(DIRECTION) Transcribe the listing that follows in full, omitting pictures.
START DATASET CONTENT
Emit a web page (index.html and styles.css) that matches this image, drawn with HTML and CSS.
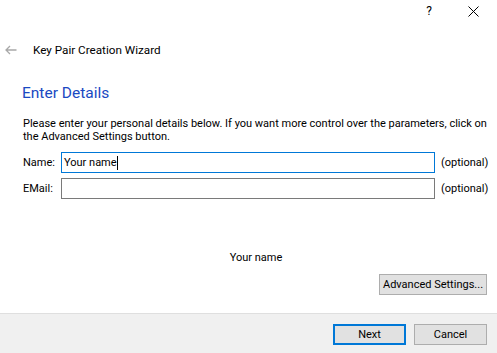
FILE: index.html
```html
<!DOCTYPE html>
<html lang="en">
<head>
    <meta charset="UTF-8">
    <meta name="viewport" content="width=device-width, initial-scale=1.0">
    <title>Key Pair Creation Wizard</title>
    <link rel="stylesheet" href="styles.css">
</head>
<body>
    <div class="window">
        <div class="titlebar">
            <span class="help-btn">?</span>
            <span class="close-btn">
                <svg width="11" height="11" viewBox="0 0 11 11">
                    <path d="M0.5 0.5 L10.5 10.5 M10.5 0.5 L0.5 10.5" stroke="#000" stroke-width="1" fill="none"/>
                </svg>
            </span>
        </div>

        <div class="header">
            <svg class="back-arrow" width="12" height="10" viewBox="0 0 12 10">
                <path d="M11.5 5 H1 M5 1 L1 5 L5 9" stroke="#a8a8a8" stroke-width="1.3" fill="none"/>
            </svg>
            <span class="wizard-title">Key Pair Creation Wizard</span>
        </div>

        <div class="content">
            <h1 class="page-title">Enter Details</h1>
            <p class="intro">Please enter your personal details below. If you want more control over the parameters, click on<br>the Advanced Settings button.</p>

            <div class="form">
                <label class="field-label">Name:</label>
                <div class="text-field focused">Your name<span class="caret"></span></div>
                <span class="optional">(optional)</span>

                <label class="field-label">EMail:</label>
                <div class="text-field"></div>
                <span class="optional">(optional)</span>
            </div>

            <div class="preview">Your name</div>

            <div class="advanced-row">
                <button class="btn">Advanced Settings...</button>
            </div>
        </div>

        <div class="footer">
            <button class="btn btn-default">Next</button>
            <button class="btn">Cancel</button>
        </div>
    </div>
</body>
</html>
```

FILE: styles.css
```css
* {
    margin: 0;
    padding: 0;
    box-sizing: border-box;
}

body {
    font-family: 'Roboto', 'Liberation Sans', sans-serif;
    font-size: 11px;
    color: #000;
    background: #fff;
}

.window {
    width: 497px;
    height: 353px;
    display: flex;
    flex-direction: column;
    overflow: hidden;
}

.titlebar {
    height: 22px;
    display: flex;
    justify-content: flex-end;
    align-items: center;
    padding-right: 18px;
    gap: 36px;
}

.help-btn {
    font-size: 12px;
    line-height: 1;
    margin-top: -1px;
}

.close-btn {
    display: flex;
}

.header {
    height: 54px;
    display: flex;
    align-items: center;
    padding: 2px 0 0 5px;
    gap: 16px;
}

.wizard-title {
    font-size: 11.7px;
}

.content {
    flex: 1;
    padding: 7px 10px 0 22px;
}

.page-title {
    font-size: 15.5px;
    font-weight: normal;
    color: #1a49c2;
    line-height: 20px;
    margin-bottom: 14px;
}

.intro {
    line-height: 13px;
    padding-left: 1px;
    margin-bottom: 9px;
}

.form {
    display: grid;
    grid-template-columns: 33px 374px auto;
    column-gap: 6px;
    row-gap: 5px;
    align-items: center;
}

.field-label {
    padding-left: 1px;
}

.text-field {
    height: 21px;
    border: 1px solid #7a7a7a;
    padding: 0 2px;
    display: flex;
    align-items: center;
}

.text-field.focused {
    border-color: #0078d7;
}

.caret {
    width: 1px;
    height: 14px;
    background: #000;
}

.preview {
    text-align: center;
    line-height: 13px;
    margin-top: 52px;
    padding-left: 3px;
}

.advanced-row {
    display: flex;
    justify-content: flex-end;
    margin-top: 10px;
}

.btn {
    font-family: inherit;
    font-size: 11px;
    height: 21px;
    background: #e1e1e1;
    border: 1px solid #adadad;
    color: #000;
    padding: 0;
    white-space: nowrap;
}

.advanced-row .btn {
    width: 108px;
}

.footer {
    height: 40px;
    background: #f0f0f0;
    border-top: 1px solid #dfdfdf;
    display: flex;
    justify-content: flex-end;
    align-items: flex-start;
    padding: 10px 10px 0 0;
    gap: 8px;
}

.footer .btn {
    width: 73px;
}

.btn-default {
    border: 2px solid #0078d7;
}
```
END DATASET CONTENT
(TASK ANSWER)
Emit a web page (index.html and styles.css) that matches this image, drawn with HTML and CSS.
FILE: index.html
```html
<!DOCTYPE html>
<html lang="en">
<head>
    <meta charset="UTF-8">
    <meta name="viewport" content="width=device-width, initial-scale=1.0">
    <title>Key Pair Creation Wizard</title>
    <link rel="stylesheet" href="styles.css">
</head>
<body>
    <div class="window">
        <div class="titlebar">
            <span class="help-btn">?</span>
            <span class="close-btn">
                <svg width="11" height="11" viewBox="0 0 11 11">
                    <path d="M0.5 0.5 L10.5 10.5 M10.5 0.5 L0.5 10.5" stroke="#000" stroke-width="1" fill="none"/>
                </svg>
            </span>
        </div>

        <div class="header">
            <svg class="back-arrow" width="12" height="10" viewBox="0 0 12 10">
                <path d="M11.5 5 H1 M5 1 L1 5 L5 9" stroke="#a8a8a8" stroke-width="1.3" fill="none"/>
            </svg>
            <span class="wizard-title">Key Pair Creation Wizard</span>
        </div>

        <div class="content">
            <h1 class="page-title">Enter Details</h1>
            <p class="intro">Please enter your personal details below. If you want more control over the parameters, click on<br>the Advanced Settings button.</p>

            <div class="form">
                <label class="field-label">Name:</label>
                <div class="text-field focused">Your name<span class="caret"></span></div>
                <span class="optional">(optional)</span>

                <label class="field-label">EMail:</label>
                <div class="text-field"></div>
                <span class="optional">(optional)</span>
            </div>

            <div class="preview">Your name</div>

            <div class="advanced-row">
                <button class="btn">Advanced Settings...</button>
            </div>
        </div>

        <div class="footer">
            <button class="btn btn-default">Next</button>
            <button class="btn">Cancel</button>
        </div>
    </div>
</body>
</html>
```

FILE: styles.css
```css
* {
    margin: 0;
    padding: 0;
    box-sizing: border-box;
}

body {
    font-family: 'Roboto', 'Liberation Sans', sans-serif;
    font-size: 11px;
    color: #000;
    background: #fff;
}

.window {
    width: 497px;
    height: 353px;
    display: flex;
    flex-direction: column;
    overflow: hidden;
}

.titlebar {
    height: 22px;
    display: flex;
    justify-content: flex-end;
    align-items: center;
    padding-right: 18px;
    gap: 36px;
}

.help-btn {
    font-size: 12px;
    line-height: 1;
    margin-top: -1px;
}

.close-btn {
    display: flex;
}

.header {
    height: 54px;
    display: flex;
    align-items: center;
    padding: 2px 0 0 5px;
    gap: 16px;
}

.wizard-title {
    font-size: 11.7px;
}

.content {
    flex: 1;
    padding: 7px 10px 0 22px;
}

.page-title {
    font-size: 15.5px;
    font-weight: normal;
    color: #1a49c2;
    line-height: 20px;
    margin-bottom: 14px;
}

.intro {
    line-height: 13px;
    padding-left: 1px;
    margin-bottom: 9px;
}

.form {
    display: grid;
    grid-template-columns: 33px 374px auto;
    column-gap: 6px;
    row-gap: 5px;
    align-items: center;
}

.field-label {
    padding-left: 1px;
}

.text-field {
    height: 21px;
    border: 1px solid #7a7a7a;
    padding: 0 2px;
    display: flex;
    align-items: center;
}

.text-field.focused {
    border-color: #0078d7;
}

.caret {
    width: 1px;
    height: 14px;
    background: #000;
}

.preview {
    text-align: center;
    line-height: 13px;
    margin-top: 52px;
    padding-left: 3px;
}

.advanced-row {
    display: flex;
    justify-content: flex-end;
    margin-top: 10px;
}

.btn {
    font-family: inherit;
    font-size: 11px;
    height: 21px;
    background: #e1e1e1;
    border: 1px solid #adadad;
    color: #000;
    padding: 0;
    white-space: nowrap;
}

.advanced-row .btn {
    width: 108px;
}

.footer {
    height: 40px;
    background: #f0f0f0;
    border-top: 1px solid #dfdfdf;
    display: flex;
    justify-content: flex-end;
    align-items: flex-start;
    padding: 10px 10px 0 0;
    gap: 8px;
}

.footer .btn {
    width: 73px;
}

.btn-default {
    border: 2px solid #0078d7;
}
```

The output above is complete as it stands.